=== RECORDS ===
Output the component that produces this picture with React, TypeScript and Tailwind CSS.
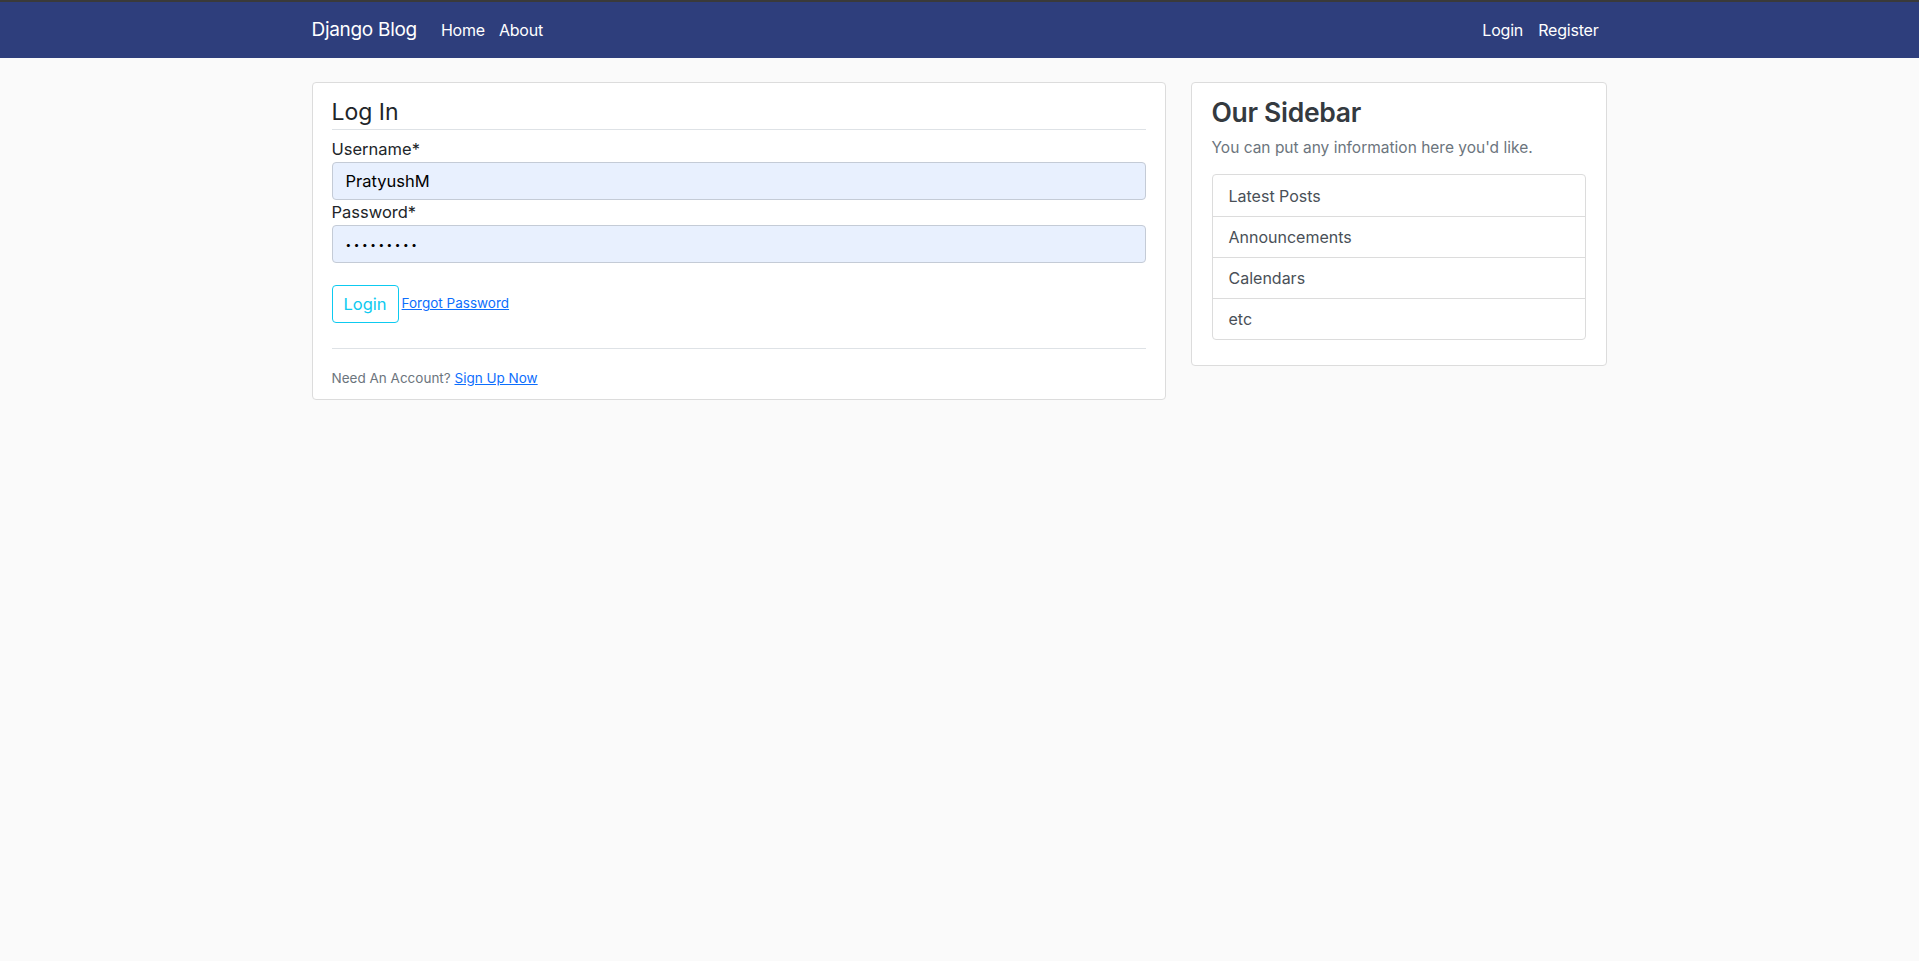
import React from 'react'

const font = { fontFamily: 'Inter, "Noto Sans", sans-serif' }

const NavBar: React.FC = () => (
  <nav className="h-[58px] border-t-2 border-[#3a3a3a] bg-[#2e3e7c]">
    <div className="mx-auto flex h-full w-[1296px] items-center">
      <a className="text-[19px] tracking-[-0.3px] text-white">Django Blog</a>
      <div className="ml-[24px] flex gap-[14px] text-[16px] tracking-[-0.2px] text-white">
        <a>Home</a>
        <a>About</a>
      </div>
      <div className="ml-auto mr-[9px] flex gap-[15px] text-[16px] tracking-[-0.2px] text-white">
        <a>Login</a>
        <a>Register</a>
      </div>
    </div>
  </nav>
)

const Field: React.FC<{ label: string; type?: string; value: string }> = ({ label, type = 'text', value }) => (
  <div>
    <label className="block text-[16.5px] leading-[25px] text-[#212529]">{label}</label>
    <input
      type={type}
      defaultValue={value}
      readOnly
      className={`block h-[38px] w-full rounded-[4px] border border-[#c4cbd6] bg-[#e8f0fe] px-[13px] text-black outline-none ${
        type === 'password' ? 'text-[10px] tracking-[2.6px]' : 'text-[16.5px]'
      }`}
    />
  </div>
)

const LoginCard: React.FC = () => (
  <div className="w-[854px] rounded-[4px] border border-[#dcdcdc] bg-white px-[19px] pt-[14px] pb-[10px]">
    <h2 className="border-b border-[#dee2e6] pb-[1px] text-[23px] leading-[31px] text-[#212529]">Log In</h2>
    <div className="mt-[7px] flex flex-col">
      <Field label="Username*" value="PratyushM" />
      <Field label="Password*" type="password" value="password1" />
    </div>
    <div className="mt-[22px] flex items-start">
      <button className="h-[38px] rounded-[4px] border border-[#0dcaf0] px-[11px] text-[16.5px] text-[#0dcaf0]">Login</button>
      <a className="ml-[3px] mt-[8px] text-[13.5px] text-[#0d6efd] underline">Forgot Password</a>
    </div>
    <div className="mt-[25px] border-t border-[#dee2e6] pt-[16px]">
      <span className="text-[13.5px] text-[#6c757d]">
        Need An Account? <a className="text-[#0d6efd] underline">Sign Up Now</a>
      </span>
    </div>
  </div>
)

const Sidebar: React.FC = () => (
  <div className="w-[416px] self-start rounded-[4px] border border-[#dcdcdc] bg-white px-[20px] pt-[12px] pb-[25px]">
    <h3 className="text-[26.5px] font-semibold leading-[34px] tracking-[-0.3px] text-[#343a40]">Our Sidebar</h3>
    <p className="mt-[7px] text-[15.5px] text-[#6c757d]">You can put any information here you'd like.</p>
    <ul className="mt-[15px] rounded-[4px] border border-[#dcdcdc]">
      {['Latest Posts', 'Announcements', 'Calendars', 'etc'].map((item, i) => (
        <li
          key={item}
          className={`flex h-[41px] items-center px-[16px] text-[16px] text-[#495057] ${i > 0 ? 'border-t border-[#dcdcdc]' : ''}`}
        >
          {item}
        </li>
      ))}
    </ul>
  </div>
)

export default function App() {
  return (
    <div className="min-h-[961px] bg-[#fafafa]" style={font}>
      <NavBar />
      <main className="mx-auto mt-[24px] flex w-[1296px] gap-[25px]">
        <LoginCard />
        <Sidebar />
      </main>
    </div>
  )
}
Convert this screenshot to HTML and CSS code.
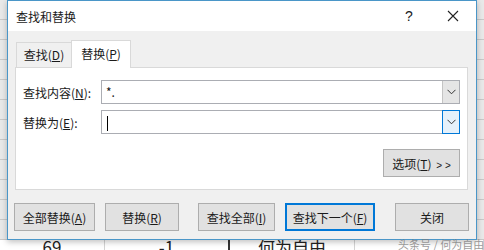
===
# GIVEN PROBLEM
Reproduce the listing exactly. Leave its pictures out.

# REPLY TO THE TASK
Output the component that produces this picture with React, TypeScript and Tailwind CSS.
import React from 'react'

const font = { fontFamily: 'Inter, "Noto Sans", sans-serif' }

const NavBar: React.FC = () => (
  <nav className="h-[58px] border-t-2 border-[#3a3a3a] bg-[#2e3e7c]">
    <div className="mx-auto flex h-full w-[1296px] items-center">
      <a className="text-[19px] tracking-[-0.3px] text-white">Django Blog</a>
      <div className="ml-[24px] flex gap-[14px] text-[16px] tracking-[-0.2px] text-white">
        <a>Home</a>
        <a>About</a>
      </div>
      <div className="ml-auto mr-[9px] flex gap-[15px] text-[16px] tracking-[-0.2px] text-white">
        <a>Login</a>
        <a>Register</a>
      </div>
    </div>
  </nav>
)

const Field: React.FC<{ label: string; type?: string; value: string }> = ({ label, type = 'text', value }) => (
  <div>
    <label className="block text-[16.5px] leading-[25px] text-[#212529]">{label}</label>
    <input
      type={type}
      defaultValue={value}
      readOnly
      className={`block h-[38px] w-full rounded-[4px] border border-[#c4cbd6] bg-[#e8f0fe] px-[13px] text-black outline-none ${
        type === 'password' ? 'text-[10px] tracking-[2.6px]' : 'text-[16.5px]'
      }`}
    />
  </div>
)

const LoginCard: React.FC = () => (
  <div className="w-[854px] rounded-[4px] border border-[#dcdcdc] bg-white px-[19px] pt-[14px] pb-[10px]">
    <h2 className="border-b border-[#dee2e6] pb-[1px] text-[23px] leading-[31px] text-[#212529]">Log In</h2>
    <div className="mt-[7px] flex flex-col">
      <Field label="Username*" value="PratyushM" />
      <Field label="Password*" type="password" value="password1" />
    </div>
    <div className="mt-[22px] flex items-start">
      <button className="h-[38px] rounded-[4px] border border-[#0dcaf0] px-[11px] text-[16.5px] text-[#0dcaf0]">Login</button>
      <a className="ml-[3px] mt-[8px] text-[13.5px] text-[#0d6efd] underline">Forgot Password</a>
    </div>
    <div className="mt-[25px] border-t border-[#dee2e6] pt-[16px]">
      <span className="text-[13.5px] text-[#6c757d]">
        Need An Account? <a className="text-[#0d6efd] underline">Sign Up Now</a>
      </span>
    </div>
  </div>
)

const Sidebar: React.FC = () => (
  <div className="w-[416px] self-start rounded-[4px] border border-[#dcdcdc] bg-white px-[20px] pt-[12px] pb-[25px]">
    <h3 className="text-[26.5px] font-semibold leading-[34px] tracking-[-0.3px] text-[#343a40]">Our Sidebar</h3>
    <p className="mt-[7px] text-[15.5px] text-[#6c757d]">You can put any information here you'd like.</p>
    <ul className="mt-[15px] rounded-[4px] border border-[#dcdcdc]">
      {['Latest Posts', 'Announcements', 'Calendars', 'etc'].map((item, i) => (
        <li
          key={item}
          className={`flex h-[41px] items-center px-[16px] text-[16px] text-[#495057] ${i > 0 ? 'border-t border-[#dcdcdc]' : ''}`}
        >
          {item}
        </li>
      ))}
    </ul>
  </div>
)

export default function App() {
  return (
    <div className="min-h-[961px] bg-[#fafafa]" style={font}>
      <NavBar />
      <main className="mx-auto mt-[24px] flex w-[1296px] gap-[25px]">
        <LoginCard />
        <Sidebar />
      </main>
    </div>
  )
}
Convert this screenshot to HTML and CSS code.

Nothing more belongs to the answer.